▸ **What the exercise asks**
Work out the number of lines in the listing that include the string "React". Reply with that number alone.

▸ **Data**
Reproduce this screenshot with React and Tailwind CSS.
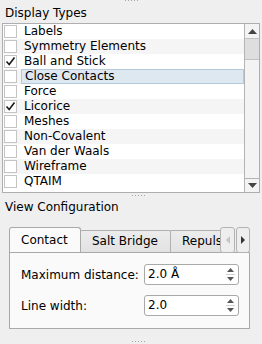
import React from "react";

const items = [
  { label: "Labels", checked: false },
  { label: "Symmetry Elements", checked: false },
  { label: "Ball and Stick", checked: true },
  { label: "Close Contacts", checked: false, selected: true },
  { label: "Force", checked: false },
  { label: "Licorice", checked: true },
  { label: "Meshes", checked: false },
  { label: "Non-Covalent", checked: false },
  { label: "Van der Waals", checked: false },
  { label: "Wireframe", checked: false },
  { label: "QTAIM", checked: false },
];

function Dots() {
  return (
    <div className="flex gap-[2px]">
      {[0, 1, 2, 3, 4].map((i) => (
        <div key={i} className="w-px h-px bg-[#a6a6a6]" />
      ))}
    </div>
  );
}

function Check() {
  return (
    <svg width="11" height="11" viewBox="0 0 11 11">
      <path d="M1.5 5.5 L4.2 8.5 L9.5 1.5" fill="none" stroke="#1a1a1a" strokeWidth="1.6" />
    </svg>
  );
}

function Row({ item, index }) {
  const alt = index % 2 === 1;
  return (
    <div className={`flex h-[15px] items-stretch ${alt ? "bg-[#f5f5f5]" : "bg-white"}`}>
      <div className="w-[18px] flex items-center pl-[1px]">
        <div className="w-[13px] h-[13px] border border-[#c4c4c4] bg-white flex items-center justify-center">
          {item.checked && <Check />}
        </div>
      </div>
      <div
        className={`flex-1 flex items-center pl-[3px] leading-[15px] ${
          item.selected ? "bg-[#dde8f1] border border-[#b7c9d8] pl-[2px]" : ""
        }`}
      >
        {item.label}
      </div>
    </div>
  );
}

function Spin({ value }) {
  return (
    <div className="w-[95px] h-[21px] border border-[#a9a9a9] rounded-[3px] bg-white flex items-center">
      <div className="flex-1 pl-[3px] leading-[19px]">{value}</div>
      <div className="w-[14px] h-full flex flex-col items-center justify-center gap-[2px] pr-[1px]">
        <svg width="7" height="4" viewBox="0 0 7 4"><path d="M0 4 L3.5 0 L7 4Z" fill="#555" /></svg>
        <div className="w-[9px] h-px bg-[#d0d0d0]" />
        <svg width="7" height="4" viewBox="0 0 7 4"><path d="M0 0 L3.5 4 L7 0Z" fill="#555" /></svg>
      </div>
    </div>
  );
}

export default function App() {
  return (
    <div
      className="w-[262px] h-[344px] bg-[#efefef] text-black overflow-hidden flex flex-col text-[12px]"
      style={{ fontFamily: '"DejaVu Sans", sans-serif' }}
    >
      <div className="h-[3px] flex justify-center pl-[1px]">
        <Dots />
      </div>
      <div className="h-[20px] pl-[5px] leading-[20px]">Display Types</div>
      <div className="ml-[2px] w-[258px] h-[170px] border border-[#aeaeae] bg-white flex">
        <div className="flex-1 flex flex-col">
          {items.map((it, i) => (
            <Row key={it.label} item={it} index={i} />
          ))}
        </div>
        <div className="w-[15px] border-l border-[#b4b4b4] bg-[#f3f3f3] flex flex-col">
          <div className="h-[14px] flex items-center justify-center">
            <svg width="9" height="5" viewBox="0 0 9 5"><path d="M0 5 L4.5 0 L9 5Z" fill="#444" /></svg>
          </div>
          <div className="h-[22px] bg-[#dedede] border-y border-[#c2c2c2]" />
          <div className="flex-1" />
          <div className="h-[14px] border-t border-[#b4b4b4] flex items-center justify-center">
            <svg width="9" height="5" viewBox="0 0 9 5"><path d="M0 0 L4.5 5 L9 0Z" fill="#444" /></svg>
          </div>
        </div>
      </div>
      <div className="h-[5px] flex items-center justify-center pl-[14px]">
        <Dots />
      </div>
      <div className="h-[18px] pl-[5px] leading-[18px]">View Configuration</div>
      <div className="h-[11px]" />
      <div className="ml-[9px] w-[241px] flex flex-col">
        <div className="h-[25px] flex items-end">
          <div className="w-[211px] h-[25px] overflow-hidden flex items-end">
            <div className="relative z-10 -mb-px h-[26px] w-[72px] shrink-0 border border-b-0 border-[#a9a9a9] rounded-t-[3px] bg-[#fafafa] pl-[11px] leading-[24px]">
              Contact
            </div>
            <div className="-ml-px h-[22px] w-[91px] shrink-0 border border-b-0 border-[#b0b0b0] rounded-t-[2px] bg-gradient-to-b from-[#ececec] to-[#e2e2e2] pl-[11px] leading-[21px]">
              Salt Bridge
            </div>
            <div className="-ml-px h-[22px] w-[80px] shrink-0 border border-b-0 border-[#b0b0b0] rounded-t-[2px] bg-gradient-to-b from-[#ececec] to-[#e2e2e2] pl-[11px] leading-[21px] whitespace-nowrap">
              Repulsion
            </div>
          </div>
          <div className="relative z-10 -mb-px h-[26px] w-[15px] border border-[#b3b3b3] rounded-[3px] bg-[#eeeeee] flex items-center justify-center">
            <svg width="4" height="8" viewBox="0 0 4 8"><path d="M4 0 L0 4 L4 8Z" fill="#c4c4c4" /></svg>
          </div>
          <div className="relative z-10 -mb-px ml-px h-[26px] w-[14px] border border-[#b3b3b3] rounded-[3px] bg-[#eeeeee] flex items-center justify-center">
            <svg width="4" height="8" viewBox="0 0 4 8"><path d="M0 0 L4 4 L0 8Z" fill="#333" /></svg>
          </div>
        </div>
        <div className="h-[77px] border border-[#a9a9a9] bg-[#fafafa] pt-[11px] px-[11px] flex flex-col gap-[10px]">
          <div className="grid grid-cols-[123px_95px] items-center">
            <div>Maximum distance:</div>
            <Spin value="2.0 Å" />
          </div>
          <div className="grid grid-cols-[123px_95px] items-center">
            <div>Line width:</div>
            <Spin value="2.0" />
          </div>
        </div>
      </div>
      <div className="flex-1 flex items-end justify-center pb-[2px] pl-[14px]">
        <Dots />
      </div>
    </div>
  );
}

▸ **Completed task**
2